Esclusioni hanno riguardato anche i disabili, sebbene diversi siano i casi di atleti, specie nelle prime edizioni, che avevano usato lo sport come cura di una disabilità e che poi erano diventati atleti, mentre nel caso delle religioni la discriminazione ha riguardato, specie in anni più recenti, il modo di presentarsi sul terreno di gioco (abbigliamento, rasatura, ecc.), creando non pochi incidenti diplomatici.

Va detto peraltro che il Comitato Olimpico Internazionale si è vieppiù ammorbidito nel corso del tempo, tanto che nei regolamenti olimpici si sancisce che non possono partecipare ai Giochi nazioni che abbiano leggi razziali (come il Sudafrica dei tempi dell’apartheid) o che non includano nella loro rappresentanza anche le donne (come l’Afghanistan dei Talebani, sebbene misteriosamente non sia mai stata rifiutata la partecipazione all’Arabia Saudita).

La discriminazione forse più dolorosa e violenta, però, ha riguardato le persone transessuali e quelle intersessuali. Sin dall’esordio delle donne alle Olimpiadi, si è spesso ironizzato su caratteri mascolini che presentavano alcune atlete, giungendo ad accusare alcune di imbrogli. Per “salvaguardare la lealtà sportiva” il CIO decise allora di introdurre un umiliante test di femminilità, che partiva dal presupposto che i maschi hanno normalmente una coppia di cromosomi XY e le femmine una coppia XX. Ma se questa è la regola generale, non sono rari i casi differenti, spesso sconosciuti alle atlete stesse, per non parlare delle modifiche causate dal doping di stato dei paesi del blocco sovietico.

Sovrapponendo i diversi capitoli del volume, che raccontano analiticamente ogni episodio significativo (con anche un occhio attento alle statistiche), il ritratto dei Giochi olimpici che ne esce è abbastanza sconvolgente, così come è triste dover scoprire la misoginia di De Coubertin o il razzismo del maestro del giornalismo sportivo italiano, Gianni Brera.
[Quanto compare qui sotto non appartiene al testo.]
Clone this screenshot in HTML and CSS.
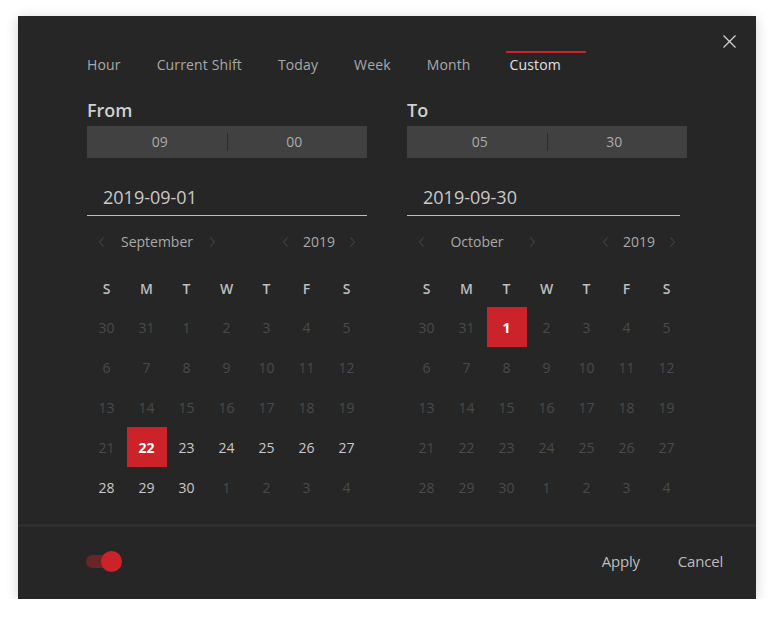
FILE: index.html
```html
<!DOCTYPE html>
<html>
<head>
<meta charset="utf-8">
<link rel="stylesheet" href="styles.css">
</head>
<body>
<div class="dialog">
  <button class="close" aria-label="Close">
    <svg width="13" height="13" viewBox="0 0 13 13"><path d="M0.5 0.5L12.5 12.5M12.5 0.5L0.5 12.5" stroke="#d0d0d0" stroke-width="1.3" fill="none"/></svg>
  </button>
  <div class="content">
    <nav class="tabs">
      <span class="tab">Hour</span>
      <span class="tab">Current Shift</span>
      <span class="tab">Today</span>
      <span class="tab">Week</span>
      <span class="tab">Month</span>
      <span class="tab active">Custom</span>
    </nav>
    <div class="cols">
      <section class="col">
        <div class="label">From</div>
        <div class="time"><span>09</span><i class="sep"></i><span>00</span></div>
        <div class="field">2019-09-01</div>
        <div class="nav">
          <div class="grp month">
            <svg class="chev" width="5" height="10" viewBox="0 0 5 10"><path d="M4.5 0.5L0.7 5L4.5 9.5" stroke="#4a4a4a" fill="none"/></svg>
            <span>September</span>
            <svg class="chev" width="5" height="10" viewBox="0 0 5 10"><path d="M0.5 0.5L4.3 5L0.5 9.5" stroke="#4a4a4a" fill="none"/></svg>
          </div>
          <div class="grp year">
            <svg class="chev" width="5" height="10" viewBox="0 0 5 10"><path d="M4.5 0.5L0.7 5L4.5 9.5" stroke="#4a4a4a" fill="none"/></svg>
            <span>2019</span>
            <svg class="chev" width="5" height="10" viewBox="0 0 5 10"><path d="M0.5 0.5L4.3 5L0.5 9.5" stroke="#4a4a4a" fill="none"/></svg>
          </div>
        </div>
        <div class="grid">
          <span class="wd">S</span><span class="wd">M</span><span class="wd">T</span><span class="wd">W</span><span class="wd">T</span><span class="wd">F</span><span class="wd">S</span>
          <span class="d">30</span><span class="d">31</span><span class="d">1</span><span class="d">2</span><span class="d">3</span><span class="d">4</span><span class="d">5</span>
          <span class="d">6</span><span class="d">7</span><span class="d">8</span><span class="d">9</span><span class="d">10</span><span class="d">11</span><span class="d">12</span>
          <span class="d">13</span><span class="d">14</span><span class="d">15</span><span class="d">16</span><span class="d">17</span><span class="d">18</span><span class="d">19</span>
          <span class="d">21</span><span class="d sel">22</span><span class="d on">23</span><span class="d on">24</span><span class="d on">25</span><span class="d on">26</span><span class="d on">27</span>
          <span class="d on">28</span><span class="d on">29</span><span class="d on">30</span><span class="d">1</span><span class="d">2</span><span class="d">3</span><span class="d">4</span>
        </div>
      </section>
      <section class="col">
        <div class="label">To</div>
        <div class="time"><span>05</span><i class="sep"></i><span>30</span></div>
        <div class="field short">2019-09-30</div>
        <div class="nav">
          <div class="grp month">
            <svg class="chev" width="5" height="10" viewBox="0 0 5 10"><path d="M4.5 0.5L0.7 5L4.5 9.5" stroke="#4a4a4a" fill="none"/></svg>
            <span>October</span>
            <svg class="chev" width="5" height="10" viewBox="0 0 5 10"><path d="M0.5 0.5L4.3 5L0.5 9.5" stroke="#4a4a4a" fill="none"/></svg>
          </div>
          <div class="grp year">
            <svg class="chev" width="5" height="10" viewBox="0 0 5 10"><path d="M4.5 0.5L0.7 5L4.5 9.5" stroke="#4a4a4a" fill="none"/></svg>
            <span>2019</span>
            <svg class="chev" width="5" height="10" viewBox="0 0 5 10"><path d="M0.5 0.5L4.3 5L0.5 9.5" stroke="#4a4a4a" fill="none"/></svg>
          </div>
        </div>
        <div class="grid">
          <span class="wd">S</span><span class="wd">M</span><span class="wd">T</span><span class="wd">W</span><span class="wd">T</span><span class="wd">F</span><span class="wd">S</span>
          <span class="d">30</span><span class="d">31</span><span class="d sel">1</span><span class="d">2</span><span class="d">3</span><span class="d">4</span><span class="d">5</span>
          <span class="d">6</span><span class="d">7</span><span class="d">8</span><span class="d">9</span><span class="d">10</span><span class="d">11</span><span class="d">12</span>
          <span class="d">13</span><span class="d">14</span><span class="d">15</span><span class="d">16</span><span class="d">17</span><span class="d">18</span><span class="d">19</span>
          <span class="d">21</span><span class="d">22</span><span class="d">23</span><span class="d">24</span><span class="d">25</span><span class="d">26</span><span class="d">27</span>
          <span class="d">28</span><span class="d">29</span><span class="d">30</span><span class="d">1</span><span class="d">2</span><span class="d">3</span><span class="d">4</span>
        </div>
      </section>
    </div>
  </div>
  <footer class="footer">
    <div class="toggle"><span class="track"></span><span class="knob"></span></div>
    <div class="actions">
      <button class="btn">Apply</button>
      <button class="btn">Cancel</button>
    </div>
  </footer>
</div>
</body>
</html>
```

FILE: styles.css
```css
* { box-sizing: border-box; }
html, body { margin: 0; padding: 0; background: #ffffff; }
body {
  padding: 16px 0 0 18px;
  font-family: "Open Sans", "Noto Sans", sans-serif;
  font-size: 14px;
}
.dialog {
  position: relative;
  width: 738px;
  height: 583px;
  background: #262626;
  box-shadow: 0 2px 12px rgba(0, 0, 0, 0.18);
  display: flex;
  flex-direction: column;
}
.close {
  position: absolute;
  top: 19px;
  right: 20px;
  width: 13px;
  height: 13px;
  padding: 0;
  border: 0;
  background: none;
  display: block;
}
.close svg { display: block; }
.content {
  padding: 35px 0 0 69px;
  flex: 1;
}
.tabs {
  display: flex;
  height: 24px;
}
.tab {
  color: #a9a9a9;
  line-height: 20px;
  padding-top: 4px;
  margin-right: 36px;
  letter-spacing: 0.14px;
  white-space: nowrap;
}
.tab.active {
  color: #e0e0e0;
  border-top: 2px solid #cc2229;
  padding: 2px 0 0 4px;
  margin-left: -1px;
  width: 80px;
}
.cols {
  display: flex;
  gap: 40px;
  margin-top: 23px;
}
.col { width: 280px; }
.label {
  color: #cfcfcf;
  font-size: 18px;
  font-weight: 600;
  line-height: 24px;
}
.time {
  margin-top: 4px;
  height: 32px;
  background: #414141;
  display: flex;
  align-items: center;
  color: #a9a9a9;
}
.time span {
  flex: 1;
  text-align: center;
  line-height: 32px;
}
.time span:first-child { padding-left: 6px; }
.time span:last-child { padding-right: 6px; }
.sep {
  width: 1px;
  height: 18px;
  background: #2c2c2c;
}
.field {
  margin-top: 23px;
  padding: 3px 16px 5px;
  font-size: 18px;
  line-height: 26px;
  color: #c9c9c9;
  border-bottom: 1px solid #bdbdbd;
}
.field.short { width: 273px; }
.nav {
  display: flex;
  justify-content: space-between;
  align-items: center;
  height: 51px;
  color: #a9a9a9;
}
.grp {
  display: flex;
  justify-content: space-between;
  align-items: center;
  padding: 0 12px;
}
.grp.month { width: 140px; }
.grp.year { width: 96px; }
.chev { display: block; }
.grid {
  display: grid;
  grid-template-columns: repeat(7, 40px);
  grid-auto-rows: 40px;
  margin-left: -0.5px;
}
.wd {
  color: #bdbdbd;
  font-weight: 600;
  display: flex;
  align-items: center;
  justify-content: center;
  padding-top: 3px;
}
.d {
  display: flex;
  align-items: center;
  justify-content: center;
  color: #4a4a4a;
}
.d.on { color: #c9c9c9; }
.d.sel {
  background: #cc2229;
  color: #ffffff;
  font-weight: 700;
}
.footer {
  border-top: 3px solid #2f2f2f;
  height: 75px;
  display: flex;
  align-items: center;
  justify-content: space-between;
  padding: 0 33px 4px 68px;
}
.toggle {
  position: relative;
  width: 36px;
  height: 20px;
}
.track {
  position: absolute;
  left: 0;
  top: 4px;
  width: 28px;
  height: 13px;
  border-radius: 7px;
  background: #6b2528;
}
.knob {
  position: absolute;
  left: 15px;
  top: 0;
  width: 21px;
  height: 21px;
  border-radius: 50%;
  background: #cc2229;
}
.actions {
  display: flex;
  gap: 38px;
}
.btn {
  background: none;
  border: 0;
  padding: 0;
  font-family: "Open Sans", "Noto Sans", sans-serif;
  font-size: 15px;
  color: #bdbdbd;
  letter-spacing: -0.2px;
}
```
O verificare che, malgrado i passi avanti fatti nell’aprire i propri orizzonti, il CIO abbia concesso l’uso del termine “olimpico” ad un centinaio di manifestazioni nel mondo, ma non ai giochi LGBTQ*, che per questo continuano a chiamarsi “Gay Games” (va detto che nei confronti di gay e lesbiche non c’è mai stata discriminazione ma solo, eventualmente, irrisione mediatica).

Ma una luce di speranza è data dal fatto che nelle Olimpiadi che si aprono domani (che pure si svolgono in pieno Ramadan, perché lo sport rimane, per i suoi gestori, la sola religione possibile) ci saranno tante donne, ci saranno tante persone di etnie diverse, ci sarà anche il disabile Oscar Pistorius, ci saranno persone di ogni credo, e ci saranno anche transessuali e intersessuali. Ma la storia raccontata da Valeri è comunque da conoscere.